- Supplied entries -
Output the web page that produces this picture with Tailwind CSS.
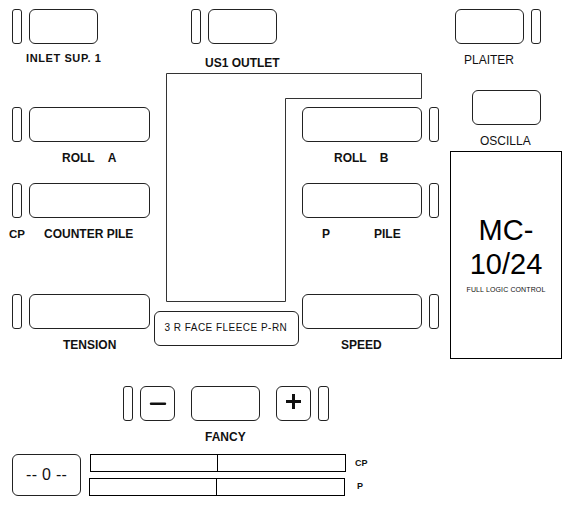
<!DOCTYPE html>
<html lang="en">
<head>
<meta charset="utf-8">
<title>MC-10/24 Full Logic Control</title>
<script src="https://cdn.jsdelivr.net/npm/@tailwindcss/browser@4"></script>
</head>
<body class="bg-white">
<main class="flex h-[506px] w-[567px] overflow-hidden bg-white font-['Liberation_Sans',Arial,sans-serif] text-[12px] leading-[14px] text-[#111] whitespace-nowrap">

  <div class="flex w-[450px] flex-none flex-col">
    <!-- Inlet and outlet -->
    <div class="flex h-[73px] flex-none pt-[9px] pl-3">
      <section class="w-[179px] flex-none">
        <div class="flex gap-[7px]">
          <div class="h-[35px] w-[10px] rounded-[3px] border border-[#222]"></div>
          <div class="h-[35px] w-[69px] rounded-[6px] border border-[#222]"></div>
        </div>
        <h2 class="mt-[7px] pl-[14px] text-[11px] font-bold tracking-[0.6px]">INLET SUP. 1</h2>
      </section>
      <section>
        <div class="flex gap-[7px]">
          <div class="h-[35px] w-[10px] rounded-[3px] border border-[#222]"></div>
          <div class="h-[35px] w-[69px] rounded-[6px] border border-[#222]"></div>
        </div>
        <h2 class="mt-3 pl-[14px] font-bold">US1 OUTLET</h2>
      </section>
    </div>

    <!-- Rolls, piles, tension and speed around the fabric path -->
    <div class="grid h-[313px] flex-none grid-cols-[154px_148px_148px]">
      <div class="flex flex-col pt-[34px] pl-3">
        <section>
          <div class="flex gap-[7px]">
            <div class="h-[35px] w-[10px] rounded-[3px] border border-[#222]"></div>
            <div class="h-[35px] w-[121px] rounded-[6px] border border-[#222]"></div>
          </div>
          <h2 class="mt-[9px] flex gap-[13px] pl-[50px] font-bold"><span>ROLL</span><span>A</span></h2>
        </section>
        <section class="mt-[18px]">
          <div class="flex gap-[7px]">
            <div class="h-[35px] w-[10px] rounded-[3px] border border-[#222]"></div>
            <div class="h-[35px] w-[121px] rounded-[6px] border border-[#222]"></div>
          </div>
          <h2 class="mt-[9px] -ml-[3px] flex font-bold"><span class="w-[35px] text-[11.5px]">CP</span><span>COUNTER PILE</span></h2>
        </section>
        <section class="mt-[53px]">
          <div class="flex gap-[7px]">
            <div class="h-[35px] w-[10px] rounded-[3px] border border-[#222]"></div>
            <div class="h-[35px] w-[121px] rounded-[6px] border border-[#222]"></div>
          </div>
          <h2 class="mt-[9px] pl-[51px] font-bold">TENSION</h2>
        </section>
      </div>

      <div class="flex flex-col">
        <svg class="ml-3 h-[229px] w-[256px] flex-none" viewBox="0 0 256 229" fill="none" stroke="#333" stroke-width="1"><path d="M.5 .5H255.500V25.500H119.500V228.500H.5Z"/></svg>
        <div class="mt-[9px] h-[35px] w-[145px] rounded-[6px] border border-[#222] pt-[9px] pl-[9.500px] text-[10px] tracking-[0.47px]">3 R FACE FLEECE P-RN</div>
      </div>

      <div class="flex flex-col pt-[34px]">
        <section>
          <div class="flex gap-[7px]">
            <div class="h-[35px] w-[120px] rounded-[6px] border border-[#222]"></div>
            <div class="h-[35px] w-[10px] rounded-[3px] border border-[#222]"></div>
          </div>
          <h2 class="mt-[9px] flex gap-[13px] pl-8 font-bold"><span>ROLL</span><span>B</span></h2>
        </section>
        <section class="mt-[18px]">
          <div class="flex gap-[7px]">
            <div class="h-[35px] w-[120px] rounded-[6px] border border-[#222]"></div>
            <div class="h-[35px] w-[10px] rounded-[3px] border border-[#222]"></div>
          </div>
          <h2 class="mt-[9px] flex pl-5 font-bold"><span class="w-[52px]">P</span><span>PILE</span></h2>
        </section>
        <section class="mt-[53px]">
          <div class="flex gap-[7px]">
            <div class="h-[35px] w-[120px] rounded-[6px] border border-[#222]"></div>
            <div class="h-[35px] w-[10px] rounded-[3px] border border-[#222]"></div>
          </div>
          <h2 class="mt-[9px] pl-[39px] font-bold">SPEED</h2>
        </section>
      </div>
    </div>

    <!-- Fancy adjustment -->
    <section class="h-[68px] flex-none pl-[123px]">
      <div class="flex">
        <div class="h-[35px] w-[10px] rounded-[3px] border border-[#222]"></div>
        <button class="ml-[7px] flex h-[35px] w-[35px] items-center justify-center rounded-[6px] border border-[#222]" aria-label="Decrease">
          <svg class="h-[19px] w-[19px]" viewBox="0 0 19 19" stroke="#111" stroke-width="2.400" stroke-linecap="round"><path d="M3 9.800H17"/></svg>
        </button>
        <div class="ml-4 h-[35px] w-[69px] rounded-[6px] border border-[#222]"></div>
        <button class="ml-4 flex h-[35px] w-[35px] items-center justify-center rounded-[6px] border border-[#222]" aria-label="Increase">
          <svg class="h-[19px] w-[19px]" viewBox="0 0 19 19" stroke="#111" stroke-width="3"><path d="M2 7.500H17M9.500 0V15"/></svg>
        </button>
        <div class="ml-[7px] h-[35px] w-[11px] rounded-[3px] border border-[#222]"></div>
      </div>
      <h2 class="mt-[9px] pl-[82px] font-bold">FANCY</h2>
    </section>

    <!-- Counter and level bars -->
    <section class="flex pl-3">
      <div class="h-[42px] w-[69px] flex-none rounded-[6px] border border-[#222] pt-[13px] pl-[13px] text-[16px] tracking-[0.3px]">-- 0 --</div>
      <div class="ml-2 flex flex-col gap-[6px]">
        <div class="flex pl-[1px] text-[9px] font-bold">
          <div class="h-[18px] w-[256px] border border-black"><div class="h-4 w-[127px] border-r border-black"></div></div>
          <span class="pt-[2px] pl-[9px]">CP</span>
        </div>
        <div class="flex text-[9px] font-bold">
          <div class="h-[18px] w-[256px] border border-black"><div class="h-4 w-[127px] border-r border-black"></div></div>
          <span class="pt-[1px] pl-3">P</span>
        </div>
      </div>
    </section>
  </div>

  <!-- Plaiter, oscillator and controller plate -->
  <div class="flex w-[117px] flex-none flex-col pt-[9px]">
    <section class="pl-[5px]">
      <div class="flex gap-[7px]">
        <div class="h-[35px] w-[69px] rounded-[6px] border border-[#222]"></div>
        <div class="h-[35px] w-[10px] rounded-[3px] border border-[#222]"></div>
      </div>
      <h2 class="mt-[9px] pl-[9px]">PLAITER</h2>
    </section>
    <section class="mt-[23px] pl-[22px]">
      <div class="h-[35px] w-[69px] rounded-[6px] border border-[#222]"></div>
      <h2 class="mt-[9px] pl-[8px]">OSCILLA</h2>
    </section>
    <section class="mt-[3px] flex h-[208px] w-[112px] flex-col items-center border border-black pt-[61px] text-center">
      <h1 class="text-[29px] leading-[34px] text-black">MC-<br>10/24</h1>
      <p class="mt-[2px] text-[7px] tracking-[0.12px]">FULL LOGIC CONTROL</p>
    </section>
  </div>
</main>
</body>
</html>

--

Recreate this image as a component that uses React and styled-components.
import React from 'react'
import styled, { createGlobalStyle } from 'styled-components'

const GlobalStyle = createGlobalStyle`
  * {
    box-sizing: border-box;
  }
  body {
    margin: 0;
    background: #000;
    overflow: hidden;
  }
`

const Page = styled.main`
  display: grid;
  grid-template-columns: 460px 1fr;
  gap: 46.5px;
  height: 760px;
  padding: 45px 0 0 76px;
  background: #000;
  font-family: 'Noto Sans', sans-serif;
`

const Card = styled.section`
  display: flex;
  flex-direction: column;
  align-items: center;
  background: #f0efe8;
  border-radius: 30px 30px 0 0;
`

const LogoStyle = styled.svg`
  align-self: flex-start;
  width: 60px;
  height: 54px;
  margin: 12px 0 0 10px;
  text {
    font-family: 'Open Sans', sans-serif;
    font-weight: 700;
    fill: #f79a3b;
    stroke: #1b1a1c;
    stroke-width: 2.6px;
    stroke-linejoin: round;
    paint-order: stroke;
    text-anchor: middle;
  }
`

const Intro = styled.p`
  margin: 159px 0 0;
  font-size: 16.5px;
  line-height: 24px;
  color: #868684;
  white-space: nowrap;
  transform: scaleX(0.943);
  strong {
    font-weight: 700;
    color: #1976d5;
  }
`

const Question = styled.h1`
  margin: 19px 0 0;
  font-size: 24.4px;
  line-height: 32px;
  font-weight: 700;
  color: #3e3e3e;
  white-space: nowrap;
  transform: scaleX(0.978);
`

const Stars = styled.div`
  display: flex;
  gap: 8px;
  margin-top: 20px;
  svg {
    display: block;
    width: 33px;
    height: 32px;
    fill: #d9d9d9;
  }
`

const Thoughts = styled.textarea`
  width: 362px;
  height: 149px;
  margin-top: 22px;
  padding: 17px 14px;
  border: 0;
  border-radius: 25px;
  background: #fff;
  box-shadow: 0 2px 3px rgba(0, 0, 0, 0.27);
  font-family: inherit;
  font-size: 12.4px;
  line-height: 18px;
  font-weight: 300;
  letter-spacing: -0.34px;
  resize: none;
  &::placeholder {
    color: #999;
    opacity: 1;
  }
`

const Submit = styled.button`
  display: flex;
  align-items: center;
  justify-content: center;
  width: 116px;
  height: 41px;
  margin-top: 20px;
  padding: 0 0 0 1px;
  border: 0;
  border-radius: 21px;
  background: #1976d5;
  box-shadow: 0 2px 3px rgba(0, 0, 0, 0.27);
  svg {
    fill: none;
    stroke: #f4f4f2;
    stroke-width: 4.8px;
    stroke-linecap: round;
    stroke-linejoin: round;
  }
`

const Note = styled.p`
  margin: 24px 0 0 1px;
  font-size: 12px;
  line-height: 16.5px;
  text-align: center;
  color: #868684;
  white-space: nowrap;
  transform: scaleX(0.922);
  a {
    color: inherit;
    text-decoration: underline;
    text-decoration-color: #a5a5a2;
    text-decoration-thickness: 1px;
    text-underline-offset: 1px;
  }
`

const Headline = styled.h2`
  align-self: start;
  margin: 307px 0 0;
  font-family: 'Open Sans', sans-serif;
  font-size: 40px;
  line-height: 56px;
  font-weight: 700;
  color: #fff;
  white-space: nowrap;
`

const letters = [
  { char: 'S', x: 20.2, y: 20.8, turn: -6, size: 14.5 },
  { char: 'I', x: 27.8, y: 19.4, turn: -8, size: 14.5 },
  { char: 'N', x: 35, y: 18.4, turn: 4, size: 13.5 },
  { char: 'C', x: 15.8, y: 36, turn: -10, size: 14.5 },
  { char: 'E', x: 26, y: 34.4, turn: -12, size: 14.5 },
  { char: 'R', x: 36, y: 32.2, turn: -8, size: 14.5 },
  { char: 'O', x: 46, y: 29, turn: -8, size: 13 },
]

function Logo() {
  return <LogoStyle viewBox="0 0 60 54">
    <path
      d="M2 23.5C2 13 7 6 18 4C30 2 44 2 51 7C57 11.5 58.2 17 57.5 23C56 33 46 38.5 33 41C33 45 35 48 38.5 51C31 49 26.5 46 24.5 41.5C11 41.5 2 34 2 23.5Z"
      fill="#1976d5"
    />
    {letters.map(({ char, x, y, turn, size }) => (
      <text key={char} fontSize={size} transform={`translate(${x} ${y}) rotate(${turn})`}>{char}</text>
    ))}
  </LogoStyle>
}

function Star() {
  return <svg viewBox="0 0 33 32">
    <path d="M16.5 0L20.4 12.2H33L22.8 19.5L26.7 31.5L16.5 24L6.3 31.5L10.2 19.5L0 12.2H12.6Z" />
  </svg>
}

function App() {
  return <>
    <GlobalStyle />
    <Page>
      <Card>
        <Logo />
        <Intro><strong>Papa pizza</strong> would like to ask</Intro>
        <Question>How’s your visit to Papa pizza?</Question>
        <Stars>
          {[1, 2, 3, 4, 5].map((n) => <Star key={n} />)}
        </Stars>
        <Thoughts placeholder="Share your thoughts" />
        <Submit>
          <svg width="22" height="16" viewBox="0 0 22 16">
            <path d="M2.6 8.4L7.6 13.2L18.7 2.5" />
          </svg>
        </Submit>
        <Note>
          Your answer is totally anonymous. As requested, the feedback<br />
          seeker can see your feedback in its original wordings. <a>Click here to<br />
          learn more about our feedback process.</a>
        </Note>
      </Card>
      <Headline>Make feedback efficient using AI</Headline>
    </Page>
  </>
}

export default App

- Goal of the exercise -
For this exercise, gather every line of the data that contains the word "React".

- Expected answer -
Recreate this image as a component that uses React and styled-components.
import React from 'react'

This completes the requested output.